By the way, 'Waltz with Bashir' is already with me, and I should be watching it soon.

Also saw Wim Wenders' 'Alice in the Cities'. Beautiful movie. It is one of those movies that make your day. It was sad to know that Yella Rottlander, who plays the little Alice in this 1974 film did not have much of a career as an actor afterwards. But in this film she was more than wonderful, one of the performances you are not likely to forget.

Finally, just today, I saw 'Metropolis'. I never had the guts to decide on a 2-hr long silent film made in 1927. But somehow, I managed to play it this morning. And man, it didn't let me bat an eyelid. It is more than 80 years old now. Perhaps my grandfather would have been a baby when it was released. And it still manages to connect. The performances are obviously melodramatic, but within a few minutes you are so well settled for it that it does not affect you at all. In fact, a film that finds a place in almost all 'Best Movies of All Time' lists, this German movie is a challenge for filmmakers of each era. Just go through the following facts about it:
  • Among the first Sci-Fi films of cinema history.
  • It would have cost more than Rs 1000 crores, if it were made today. (considering the inflation)
  • Inspite of being a silent film, it took two years to shoot.
  • It used more than 35,000 extras. (perhaps the most scary thing in its making- I remember shooting with 10,000 extras for one day in 'Lagaan' was such a pain for the crew)
Thankfully, this gem has been restored and we now have a version close to the original. I wish something like that could be done for our very own 'Neecha Nagar' (1946).

So, some great films have come my way these days. Or a better statement would be - I have found my way to some of the great works. The journey continues, Insha Allah....

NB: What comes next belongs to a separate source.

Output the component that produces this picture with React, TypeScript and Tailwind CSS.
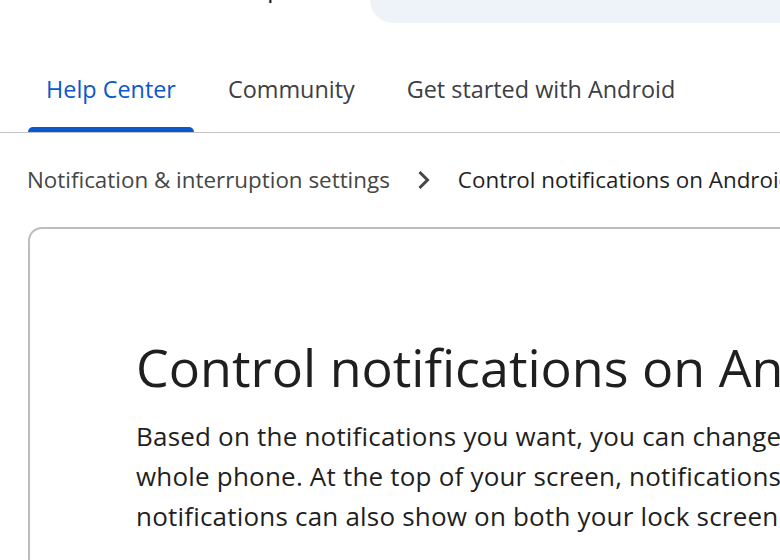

P.S. Reportedly, 'Metropolis' was one of Hitler's favourite films. See, the power of cinema- one thing that both we and these historic personalities could share!

May 19, 2009

The Cook, the Thief, His Wife, Her Lover, Their Film and My Nightmare

Years ago, when I wasn't used to this class of cinema, I experienced 'Pink Floyd: the Wall' in the TV room of my hostel. A group of seniors had brought the DVD and I fail to reason how I could survive that visual exercise. Those were the days when I was not an avid cine buff and didn't even know that things that can be disgusting for us is acclaimed world over as art. And I still remember that nauseated feeling I had had watching the man licking his fingers straight from the shitpot.

As I discovered the beautiful, varied colours of world cinema, from all ages and across all continents, I got used to stuff which I had never imagined I would see on screen, or otherwise. After the inevitable 'Eraserhead', things became easier still. Tarantino's 'Grindhouse' followed. I grew comfortable watching transvestites acting strange (Polanski's 'The Tenant'), men making love to men (Wong Kar Wai's 'Happy Together'), old men out there to teach the world with some brutal 'games' (the 'Saw' series), someone eating a live octopus ('Old Boy'), twelve-year olds sucking human blood ('Let the Right One In'), and outrageous, psychopathic young adults with a terrible sense of humour ('A Clockwork Orange'). I remember when I narrated some scenes from 'Erasehead' to my mother, she was offended and blamed 'such' movies to have 'freaked' my mind. I can't even imagine what her reaction will be when she finds out these are the films I watch. (Although these are not the only movies I watch and the only reason of watching these is that I try to watch all kinds of films.)

But still. Last night I was shocked beyond anything. I always knew it was among the most controversial movies. I also remembered that the movie shows the cooking of a human body, in all its entirety. And yet, the experience it was! It just kept building up, till that final moment when our Mr Thief takes a bite of Mr Lover's body, a delicacy served to him by his Wife and cooked, obviously, by the Cook, a passionate French artist.

It was beautiful. The entire film. Very well shot. The colour scheme was a treat in itself. And I was amazed at how the director could manage this balance between a disgusting, disturbing content in this beautifully designed and packaged bottle. But I should admit that I had to go through what they say on the net about this film. I tried my best to understand why this film is celebrated. And I should admit even more honestly that I could not find a reason strong enough, apart from the shock value.

I do not know whether I am going to consider this movie among the good ones I have seen in my life, most probably not. But when they talk about those must-watch-before-you-die list of movies, I am sure this English film will find its way.

P.S. Statutory Warning: If you decide upon watching it, do not plan to eat during or around your movie experience.